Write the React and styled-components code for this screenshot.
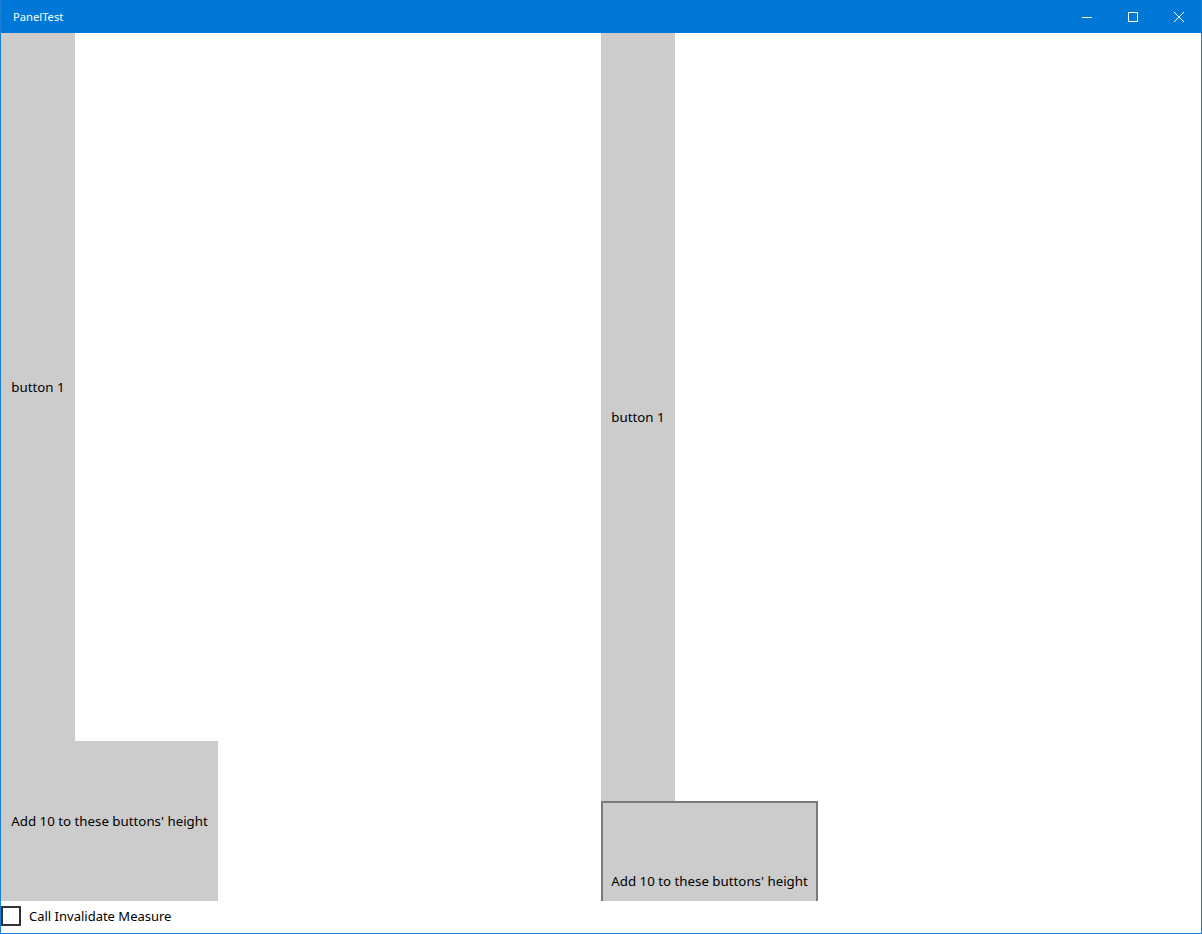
import React from 'react';
import styled, { createGlobalStyle } from 'styled-components';

const GlobalStyle = createGlobalStyle`
    html, body {
        margin: 0;
        padding: 0;
        background: #ffffff;
    }
    body {
        font-family: "Noto Sans", "Open Sans", sans-serif;
    }
`

const Window = styled.div`
    width: 1202px;
    height: 934px;
    box-sizing: border-box;
    display: flex;
    flex-direction: column;
    border: 1px solid #1a7fd4;
    border-top: none;
    overflow: hidden;
`

const TitleBar = styled.div`
    height: 33px;
    margin: 0 -1px;
    background: #0078d7;
    display: flex;
    align-items: center;
    flex-shrink: 0;
`

const Title = styled.div`
    flex: 1;
    padding-left: 13px;
    color: #ffffff;
    font-size: 11.2px;
    line-height: 33px;
`

const Control = styled.div`
    width: 46px;
    height: 33px;
    display: flex;
    align-items: center;
    justify-content: center;
`

const Content = styled.div`
    flex: 1;
    display: grid;
    grid-template-columns: 600px 600px;
    grid-template-rows: 868px 32px;
`

const Panel = styled.div`
    display: flex;
    flex-direction: column;
    align-items: flex-start;
    overflow: hidden;
`

const GrayButton = styled.div`
    flex-shrink: 0;
    width: ${p => p.w}px;
    height: ${p => p.h}px;
    box-sizing: border-box;
    background: #cccccc;
    border: ${p => (p.focused ? '2px solid #7a7a7a' : 'none')};
    display: flex;
    align-items: center;
    justify-content: center;
    font-size: 13.3px;
    color: #000000;
    white-space: nowrap;
`

const CheckRow = styled.div`
    display: flex;
    align-items: center;
    gap: 8px;
    padding-bottom: 2px;
`

const Box = styled.div`
    width: 20px;
    height: 20px;
    box-sizing: border-box;
    border: 2px solid #333333;
`

const CheckLabel = styled.span`
    font-size: 13px;
    color: #000000;
`

const App = () => {
    return (
        <>
            <GlobalStyle />
            <Window>
                <TitleBar>
                    <Title>PanelTest</Title>
                    <Control>
                        <svg width="10" height="10" viewBox="0 0 10 10">
                            <line x1="0" y1="5.5" x2="10" y2="5.5" stroke="#fff" strokeWidth="1" />
                        </svg>
                    </Control>
                    <Control>
                        <svg width="10" height="10" viewBox="0 0 10 10">
                            <rect x="0.5" y="0.5" width="9" height="9" fill="none" stroke="#fff" strokeWidth="1" />
                        </svg>
                    </Control>
                    <Control>
                        <svg width="10" height="10" viewBox="0 0 10 10">
                            <path d="M0 0 L10 10 M10 0 L0 10" stroke="#fff" strokeWidth="1" />
                        </svg>
                    </Control>
                </TitleBar>
                <Content>
                    <Panel>
                        <GrayButton w={74} h={708}>button 1</GrayButton>
                        <GrayButton w={217} h={160}>Add 10 to these buttons' height</GrayButton>
                    </Panel>
                    <Panel>
                        <GrayButton w={74} h={768}>button 1</GrayButton>
                        <GrayButton w={217} h={160} focused>Add 10 to these buttons' height</GrayButton>
                    </Panel>
                    <CheckRow>
                        <Box />
                        <CheckLabel>Call Invalidate Measure</CheckLabel>
                    </CheckRow>
                </Content>
            </Window>
        </>
    )
}

export default App;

========

→ **What this task involves**: Write the full listing out again with every line unchanged, but include no pictures.

→ **Solution to this problem**:
Write the React and styled-components code for this screenshot.
import React from 'react';
import styled, { createGlobalStyle } from 'styled-components';

const GlobalStyle = createGlobalStyle`
    html, body {
        margin: 0;
        padding: 0;
        background: #ffffff;
    }
    body {
        font-family: "Noto Sans", "Open Sans", sans-serif;
    }
`

const Window = styled.div`
    width: 1202px;
    height: 934px;
    box-sizing: border-box;
    display: flex;
    flex-direction: column;
    border: 1px solid #1a7fd4;
    border-top: none;
    overflow: hidden;
`

const TitleBar = styled.div`
    height: 33px;
    margin: 0 -1px;
    background: #0078d7;
    display: flex;
    align-items: center;
    flex-shrink: 0;
`

const Title = styled.div`
    flex: 1;
    padding-left: 13px;
    color: #ffffff;
    font-size: 11.2px;
    line-height: 33px;
`

const Control = styled.div`
    width: 46px;
    height: 33px;
    display: flex;
    align-items: center;
    justify-content: center;
`

const Content = styled.div`
    flex: 1;
    display: grid;
    grid-template-columns: 600px 600px;
    grid-template-rows: 868px 32px;
`

const Panel = styled.div`
    display: flex;
    flex-direction: column;
    align-items: flex-start;
    overflow: hidden;
`

const GrayButton = styled.div`
    flex-shrink: 0;
    width: ${p => p.w}px;
    height: ${p => p.h}px;
    box-sizing: border-box;
    background: #cccccc;
    border: ${p => (p.focused ? '2px solid #7a7a7a' : 'none')};
    display: flex;
    align-items: center;
    justify-content: center;
    font-size: 13.3px;
    color: #000000;
    white-space: nowrap;
`

const CheckRow = styled.div`
    display: flex;
    align-items: center;
    gap: 8px;
    padding-bottom: 2px;
`

const Box = styled.div`
    width: 20px;
    height: 20px;
    box-sizing: border-box;
    border: 2px solid #333333;
`

const CheckLabel = styled.span`
    font-size: 13px;
    color: #000000;
`

const App = () => {
    return (
        <>
            <GlobalStyle />
            <Window>
                <TitleBar>
                    <Title>PanelTest</Title>
                    <Control>
                        <svg width="10" height="10" viewBox="0 0 10 10">
                            <line x1="0" y1="5.5" x2="10" y2="5.5" stroke="#fff" strokeWidth="1" />
                        </svg>
                    </Control>
                    <Control>
                        <svg width="10" height="10" viewBox="0 0 10 10">
                            <rect x="0.5" y="0.5" width="9" height="9" fill="none" stroke="#fff" strokeWidth="1" />
                        </svg>
                    </Control>
                    <Control>
                        <svg width="10" height="10" viewBox="0 0 10 10">
                            <path d="M0 0 L10 10 M10 0 L0 10" stroke="#fff" strokeWidth="1" />
                        </svg>
                    </Control>
                </TitleBar>
                <Content>
                    <Panel>
                        <GrayButton w={74} h={708}>button 1</GrayButton>
                        <GrayButton w={217} h={160}>Add 10 to these buttons' height</GrayButton>
                    </Panel>
                    <Panel>
                        <GrayButton w={74} h={768}>button 1</GrayButton>
                        <GrayButton w={217} h={160} focused>Add 10 to these buttons' height</GrayButton>
                    </Panel>
                    <CheckRow>
                        <Box />
                        <CheckLabel>Call Invalidate Measure</CheckLabel>
                    </CheckRow>
                </Content>
            </Window>
        </>
    )
}

export default App;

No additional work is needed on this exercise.